Almost every song is based on a little guitar melody. Sometimes Husky Rescue dip into catchy electric riffs and solid drums (like in the poppy "Summertime Cowboy"), but usually they stick to gentler, folkier material with the odd droning riff here and there, and the occasional burst of murky drumming..
And they're all wrapped in delicate layers of shimmering synth, which sound like a soundtrack for the Northern Lights. Sometimes they're glitchy, gurgly or tinkly, and sometimes they're epic sweeps of sound. And they're interspersed with devilish little laughs, robot voices and ambient sweeps of exquisite sound.

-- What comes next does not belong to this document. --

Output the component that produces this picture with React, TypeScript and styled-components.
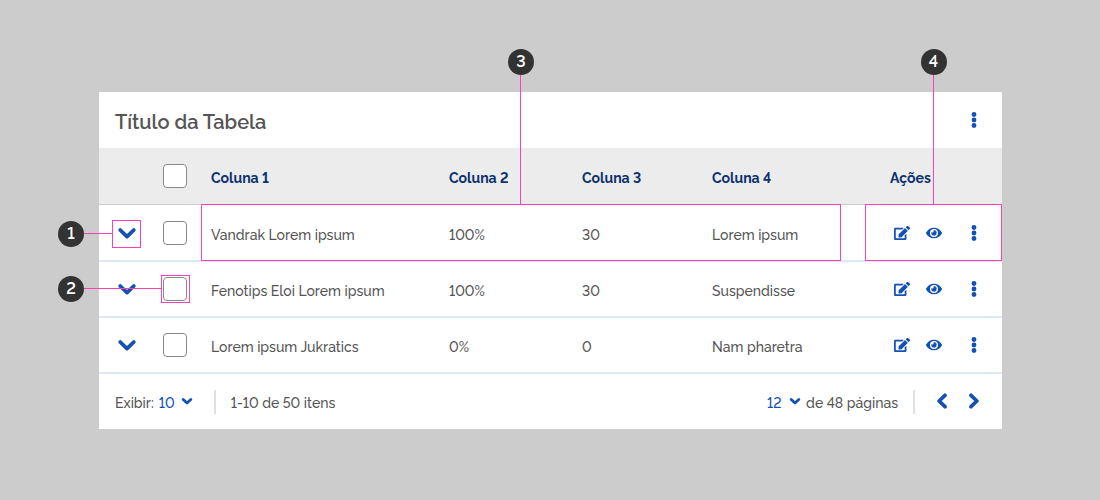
import React from "react";
import styled, { createGlobalStyle } from "styled-components";
import { FaEdit, FaEye } from "react-icons/fa";

const colors = {
  page: "#cccccc",
  surface: "#ffffff",
  head: "#ececec",
  text: "#555555",
  heading: "#0c326f",
  action: "#1351b4",
  rule: "#dfe8f5",
  marker: "#333333",
  callout: "#ff40b4",
};

const GlobalStyle = createGlobalStyle`
  *, *::before, *::after { box-sizing: border-box; }
  body {
    margin: 0;
    background: ${colors.page};
    color: ${colors.text};
    font: 500 14px/20px Raleway, Lato, "Open Sans", sans-serif;
    font-variant-numeric: lining-nums;
  }
  button, select, input { font: inherit; font-variant-numeric: inherit; margin: 0; }
`;

const Page = styled.main`
  padding: 92px 98px 71px 99px;
`;

const Card = styled.section`
  position: relative;
  background: ${colors.surface};
`;

const TitleBar = styled.header`
  display: flex;
  align-items: center;
  justify-content: space-between;
  height: 56px;
  padding: 0 16px;
`;

const Title = styled.h1`
  margin: 0;
  padding-top: 3px;
  font-size: 20px;
  line-height: 28px;
  font-weight: 600;
`;

const IconButton = styled.button`
  display: inline-flex;
  align-items: center;
  justify-content: center;
  width: 24px;
  height: 24px;
  padding: 0;
  border: 0;
  background: none;
  color: ${colors.action};
  font-size: 16px;
  cursor: pointer;
`;

const Table = styled.table`
  width: 100%;
  table-layout: fixed;
  border-collapse: separate;
  border-spacing: 0;
`;

const Col = styled.col<{ $width?: number }>`
  width: ${(p) => (p.$width ? `${p.$width}px` : "auto")};
`;

const HeadRow = styled.tr`
  height: 57px;
  background: ${colors.head};
`;

const HeadCell = styled.th`
  padding: 4px 16px 0;
  border-bottom: 1px solid ${colors.page};
  color: ${colors.heading};
  font-weight: 700;
  text-align: left;
`;

const HeadControl = styled.td`
  padding: 0;
  border-bottom: 1px solid ${colors.page};
  text-align: center;
`;

const Row = styled.tr`
  height: 56px;
  &:first-child { height: 57px; }
`;

const Cell = styled.td`
  padding: 4px 16px 0;
  border-bottom: 2px solid ${colors.rule};
`;

const ControlCell = styled.td`
  padding: 0;
  border-bottom: 2px solid ${colors.rule};
  text-align: center;
`;

const Centered = styled.div`
  display: flex;
  align-items: center;
  justify-content: center;
`;

const Actions = styled.div`
  display: flex;
  align-items: center;
  gap: 8px;
  padding: 0 16px;
  & > :last-child { margin-left: auto; }
`;

const Checkbox = styled.input`
  appearance: none;
  width: 24px;
  height: 24px;
  border: 1px solid #888888;
  border-radius: 4px;
  background: ${colors.surface};
  &:checked { background: ${colors.action}; }
`;

const Footer = styled.footer`
  display: flex;
  align-items: center;
  justify-content: space-between;
  height: 55px;
  padding: 0 16px;
`;

const FooterGroup = styled.div`
  display: flex;
  align-items: center;
`;

const FooterText = styled.span`
  padding-top: 3px;
`;

const Picker = styled.label`
  display: flex;
  align-items: center;
  gap: 5px;
`;

const SelectWrap = styled.span`
  display: grid;
  grid-template-columns: 22px 12px;
  align-items: center;
  color: ${colors.action};
  & > svg { grid-area: 1 / 2; pointer-events: none; }
`;

const Select = styled.select`
  grid-area: 1 / 1 / 2 / 3;
  appearance: none;
  width: 100%;
  padding: 3px 0 0;
  border: 0;
  background: none;
  color: inherit;
`;

const Divider = styled.span<{ $before?: number }>`
  width: 2px;
  height: 24px;
  margin: 0 15px 0 ${(p) => p.$before ?? 15}px;
  background: #e0e0e0;
`;

const PageButtons = styled.div`
  display: flex;
  gap: 8px;
  padding-bottom: 2px;
`;

const Outline = styled.div<{ $left?: number; $right?: number; $top: number; $width?: number; $height: number }>`
  position: absolute;
  top: ${(p) => p.$top}px;
  left: ${(p) => (p.$left === undefined ? "auto" : `${p.$left}px`)};
  right: ${(p) => (p.$right === undefined ? "auto" : `${p.$right}px`)};
  width: ${(p) => (p.$width ? `${p.$width}px` : "auto")};
  height: ${(p) => p.$height}px;
  border: 1px solid ${colors.callout};
  pointer-events: none;
`;

const Callout = styled.div<{ $vertical?: boolean; $reach: number }>`
  position: absolute;
  display: flex;
  flex-direction: ${(p) => (p.$vertical ? "column" : "row")};
  align-items: center;
  ${(p) =>
    p.$vertical
      ? `bottom: 100%; left: 0; right: 0; height: ${p.$reach}px;`
      : `right: 100%; top: 0; bottom: 0; width: ${p.$reach}px;`}
  &::after {
    content: "";
    flex: 1;
    ${(p) => (p.$vertical ? "width: 1px; margin-right: 1px;" : "height: 1px; margin-bottom: 1px;")}
    background: ${colors.callout};
  }
`;

const Marker = styled.span`
  display: flex;
  flex: none;
  align-items: center;
  justify-content: center;
  width: 26px;
  height: 26px;
  border-radius: 50%;
  background: ${colors.marker};
  color: #ffffff;
  font-size: 16px;
  font-weight: 600;
`;

const chevrons = {
  expand: { size: 20, stroke: 3.8, d: "M3.2 7 10 13.6 16.8 7" },
  select: { size: 12, stroke: 2.8, d: "M2.2 3.5 6 7.1 9.8 3.5" },
  previous: { size: 16, stroke: 3.7, d: "M11 2.3 5.1 8 11 13.7" },
  next: { size: 16, stroke: 3.7, d: "M5 2.3 10.9 8 5 13.7" },
};

function Chevron({ kind }: { kind: keyof typeof chevrons }) {
  const { size, stroke, d } = chevrons[kind];
  return (
    <svg width={size} height={size} viewBox={`0 0 ${size} ${size}`} fill="none" aria-hidden="true">
      <path d={d} stroke="currentColor" strokeWidth={stroke} strokeLinecap="round" strokeLinejoin="round" />
    </svg>
  );
}

function MoreIcon() {
  return (
    <svg width="16" height="16" viewBox="0 0 16 16" fill="currentColor" aria-hidden="true">
      <circle cx="8" cy="2.5" r="2.4" />
      <circle cx="8" cy="8" r="2.4" />
      <circle cx="8" cy="13.5" r="2.4" />
    </svg>
  );
}

const rows = [
  ["Vandrak Lorem ipsum", "100%", "30", "Lorem ipsum"],
  ["Fenotips Eloi Lorem ipsum", "100%", "30", "Suspendisse"],
  ["Lorem ipsum Jukratics", "0%", "0", "Nam pharetra"],
];

export default function App() {
  return (
    <>
      <GlobalStyle />
      <Page>
        <Card>
          <TitleBar>
            <Title>Título da Tabela</Title>
            <IconButton aria-label="Opções da tabela"><MoreIcon /></IconButton>
          </TitleBar>
          <Table>
            <colgroup>
              <Col $width={56} />
              <Col $width={40} />
              <Col $width={238} />
              <Col $width={133} />
              <Col $width={130} />
              <Col />
              <Col $width={128} />
            </colgroup>
            <thead>
              <HeadRow>
                <HeadControl />
                <HeadControl>
                  <Centered><Checkbox type="checkbox" aria-label="Selecionar tudo" /></Centered>
                </HeadControl>
                <HeadCell scope="col">Coluna 1</HeadCell>
                <HeadCell scope="col">Coluna 2</HeadCell>
                <HeadCell scope="col">Coluna 3</HeadCell>
                <HeadCell scope="col">Coluna 4</HeadCell>
                <HeadCell scope="col">Ações</HeadCell>
              </HeadRow>
            </thead>
            <tbody>
              {rows.map((row) => (
                <Row key={row[0]}>
                  <ControlCell>
                    <Centered>
                      <IconButton aria-label={`Expandir ${row[0]}`}><Chevron kind="expand" /></IconButton>
                    </Centered>
                  </ControlCell>
                  <ControlCell>
                    <Centered><Checkbox type="checkbox" aria-label={`Selecionar ${row[0]}`} /></Centered>
                  </ControlCell>
                  {row.map((value, i) => <Cell key={i}>{value}</Cell>)}
                  <ControlCell>
                    <Actions>
                      <IconButton aria-label="Editar"><FaEdit /></IconButton>
                      <IconButton aria-label="Visualizar"><FaEye /></IconButton>
                      <IconButton aria-label="Mais ações"><MoreIcon /></IconButton>
                    </Actions>
                  </ControlCell>
                </Row>
              ))}
            </tbody>
          </Table>
          <Footer>
            <FooterGroup>
              <Picker>
                <FooterText>Exibir:</FooterText>
                <SelectWrap>
                  <Select defaultValue="10"><option>10</option><option>20</option><option>50</option></Select>
                  <Chevron kind="select" />
                </SelectWrap>
              </Picker>
              <Divider $before={21} />
              <FooterText>1-10 de 50 itens</FooterText>
            </FooterGroup>
            <FooterGroup>
              <Picker>
                <SelectWrap>
                  <Select defaultValue="12" aria-label="Página"><option>11</option><option>12</option><option>13</option></Select>
                  <Chevron kind="select" />
                </SelectWrap>
                <FooterText>de 48 páginas</FooterText>
              </Picker>
              <Divider />
              <PageButtons>
                <IconButton aria-label="Página anterior"><Chevron kind="previous" /></IconButton>
                <IconButton aria-label="Próxima página"><Chevron kind="next" /></IconButton>
              </PageButtons>
            </FooterGroup>
          </Footer>

          <Outline $left={13} $top={128} $width={29} $height={28}>
            <Callout $reach={55}><Marker>1</Marker></Callout>
          </Outline>
          <Outline $left={62} $top={183} $width={29} $height={28}>
            <Callout $reach={104}><Marker>2</Marker></Callout>
          </Outline>
          <Outline $left={102} $right={161} $top={112} $height={57}>
            <Callout $vertical $reach={156}><Marker>3</Marker></Callout>
          </Outline>
          <Outline $right={0} $top={112} $width={137} $height={57}>
            <Callout $vertical $reach={156}><Marker>4</Marker></Callout>
          </Outline>
        </Card>
      </Page>
    </>
  );
}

Really, that would be enough to recommend this album in itself. But it's topped with vocals from two artists: Korhola's pretty, slightly breathless voice, and Nyberg's slightly stilted, distant voice. Both of them sing songs of warmth, hope, "cotton clouds," lullabies to a "tiger," and the sweet plea, "Would you treat me right if I am kind/Would you like me more if I can smile/Would you set on tears if I start to cry/Would you take me there last one more time?"
"Country Falls" is an exquisite mixture of folk-pop and electronica, and it sounds like the end of winter when the spring sun starts to shine. Absolutely astounding.